As friends and press began to arrive, a buzz arose. The City Town Crier, Alan Bills, gave us a sterling announcement and I danced my first full demonstration jig to the cameras.
At this point I should mention that my ability to find the beat has been severely hampered by being a failed rhythm method baby. My lips can be seen to be counting, so dance purists present were to kill themselves laughing. Still, I never claimed to be anything other than a Fool!
We then danced a huge Farandole throughout the Farmers’ Market - a line dance with the whole audience holding hands. After some generous applause and cheering we were on our way, firstly through the streets of Bristol, via the cycle path to Westerleigh Village, and cross country to Chipping Sodbury, finishing at the Church of John the Baptist.
Beautiful weather and a good reception, from the people we met:
- Cyclists in a hurry, ringing their bells, then smiling over their shoulders as they past us.
- A cider-wielding inebriate who wanted to beat Nicholas’ Drum. We upped our pace!
- A man with a map who claimed to be able to show us the way back to the 17th century
- A husband and wife on cycles. We danced past them in great display as they pulled out their video camera and then had to crawl back with tail between legs after discovering our wrong turning.

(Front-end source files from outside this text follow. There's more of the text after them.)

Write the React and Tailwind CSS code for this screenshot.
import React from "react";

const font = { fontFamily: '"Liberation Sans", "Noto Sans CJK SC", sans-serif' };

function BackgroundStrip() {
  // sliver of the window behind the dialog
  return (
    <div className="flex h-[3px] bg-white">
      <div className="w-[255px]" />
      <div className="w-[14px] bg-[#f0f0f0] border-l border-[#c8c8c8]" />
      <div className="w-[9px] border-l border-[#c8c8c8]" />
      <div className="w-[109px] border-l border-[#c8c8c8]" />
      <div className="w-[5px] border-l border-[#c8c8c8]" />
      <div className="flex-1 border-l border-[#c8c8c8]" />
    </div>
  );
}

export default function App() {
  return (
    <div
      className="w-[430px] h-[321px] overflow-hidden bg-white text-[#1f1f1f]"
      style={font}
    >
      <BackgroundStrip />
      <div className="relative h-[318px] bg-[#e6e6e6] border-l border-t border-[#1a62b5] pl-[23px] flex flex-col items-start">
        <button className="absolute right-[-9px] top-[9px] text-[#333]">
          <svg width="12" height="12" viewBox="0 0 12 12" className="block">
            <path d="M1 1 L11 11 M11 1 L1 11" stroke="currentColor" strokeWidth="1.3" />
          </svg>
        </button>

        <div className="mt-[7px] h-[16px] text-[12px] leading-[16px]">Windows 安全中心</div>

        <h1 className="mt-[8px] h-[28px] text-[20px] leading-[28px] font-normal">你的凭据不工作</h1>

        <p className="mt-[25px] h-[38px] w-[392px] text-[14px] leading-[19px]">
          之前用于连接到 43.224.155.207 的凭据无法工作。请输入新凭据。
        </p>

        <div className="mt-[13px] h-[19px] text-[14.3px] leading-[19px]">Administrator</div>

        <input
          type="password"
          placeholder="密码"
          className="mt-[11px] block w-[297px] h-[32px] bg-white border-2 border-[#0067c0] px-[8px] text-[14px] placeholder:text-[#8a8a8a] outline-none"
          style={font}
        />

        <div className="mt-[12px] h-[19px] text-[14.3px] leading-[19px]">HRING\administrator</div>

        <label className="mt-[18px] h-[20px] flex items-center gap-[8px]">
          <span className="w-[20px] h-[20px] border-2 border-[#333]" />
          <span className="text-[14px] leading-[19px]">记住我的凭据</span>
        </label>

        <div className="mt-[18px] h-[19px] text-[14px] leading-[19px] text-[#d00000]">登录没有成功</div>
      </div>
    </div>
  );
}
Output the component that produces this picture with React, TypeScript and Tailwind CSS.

- Horses with a phenomenal sense of rhythm, quite interested in the spectacle.
- Young children in Westerleigh village who considered us ‘well weird’ but laughed nonetheless
- A mother and daughter, excited as they had heard us on Radio Bristol that morning.
En route we hacked our way through undergrowth for over a mile, following our map to a bridge under the M4. ‘Trust me Nick,’ says I, ‘If I there is no bridge then I promise I will carry you all the way back, and leave all route finding to you in perpetuity.’
I can contest that Nick is very heavy. We journeyed back after finding the bridge blocked by barbed wire.
Arrival in Chipping Sodbury was a real treat. Drivers hooted and took pictures on their camera phones, as our arrival coincided with footage of our progress being shown on the ITV local news. Rather a fitting end to a first daie’s wonder I feel!